Former broadcaster and Zimplats Holdings head-corporate affairs Sibusisiwe Chindove says her mother influenced her career path and shaped the person she has become.

Chindove told Alpha Media Holdings chairman Trevor Ncube on the platform In Conversation with Trevor that her mother used her networks to kick-start her broadcasting career while she was still a school girl.

Below are excerpts from the interview.

TN: Sibusisiwe ‘Busi’ Chindove, welcome to In Conversation With Trevor.

SC: Thank you Trevor.

TN: I am delighted that we are finally doing this because your story, I think your story is going to be one that is empowering and inspiring to quite a lot of people.

Reading around you as I was researching, I was taken back to the good old days, our good old days.

We will walk through those good old days. Let me start Busi with you at 16 years old.

SC: Wow. That is a long way back Trevor.

TN: At 16 years old you became a radio presenter whilst you were still a student? How did this happen?

SC: Yeah.
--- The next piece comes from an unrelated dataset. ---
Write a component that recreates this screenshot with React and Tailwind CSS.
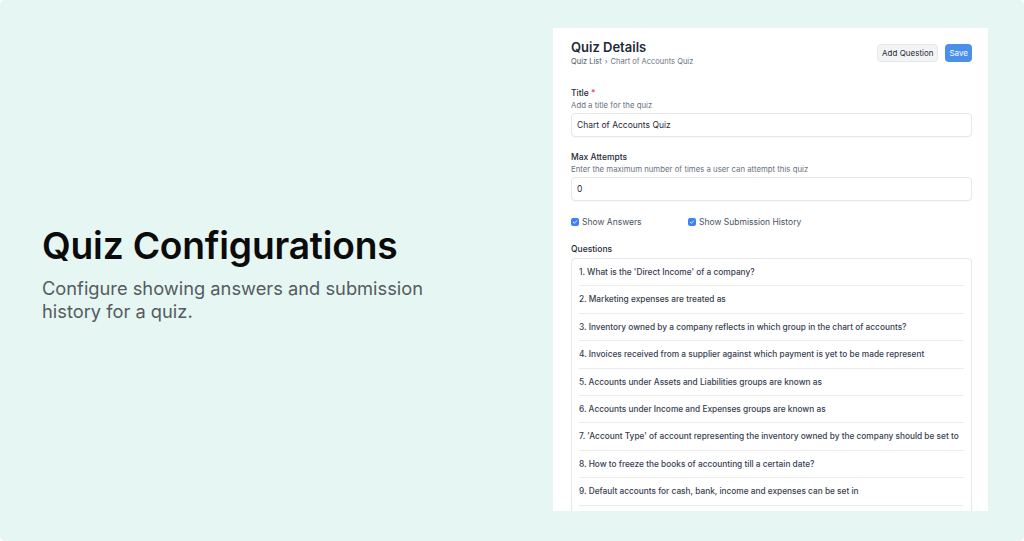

As I said it is going back some time.

What happened Trevor is my mother was a very social person and she had a huge network, and she made friends with a broadcaster whom you may remember, called Jill Baker.

So what happened is when we finished our O’ Levels, you know there is that gap of three to four months where you have nothing to do and you drove your parents crazy and all that.

My mother then approached Jill Baker and said that I needed something to do over the next three to four  months, and asked if there was any opening.

Jill Baker at that stage was a co-owner of a company called Black Berry Productions.

Jill put us in the library, a friend of mine Emily Samasuwo and I, we went to work at Black Berry Productions, and we worked in the library.

Our role was to record and note down every single record.

I do not know how many people still remember what a record is!

TN: Hahahaha!

SC: It was a vinyl records. We had to catalogue these.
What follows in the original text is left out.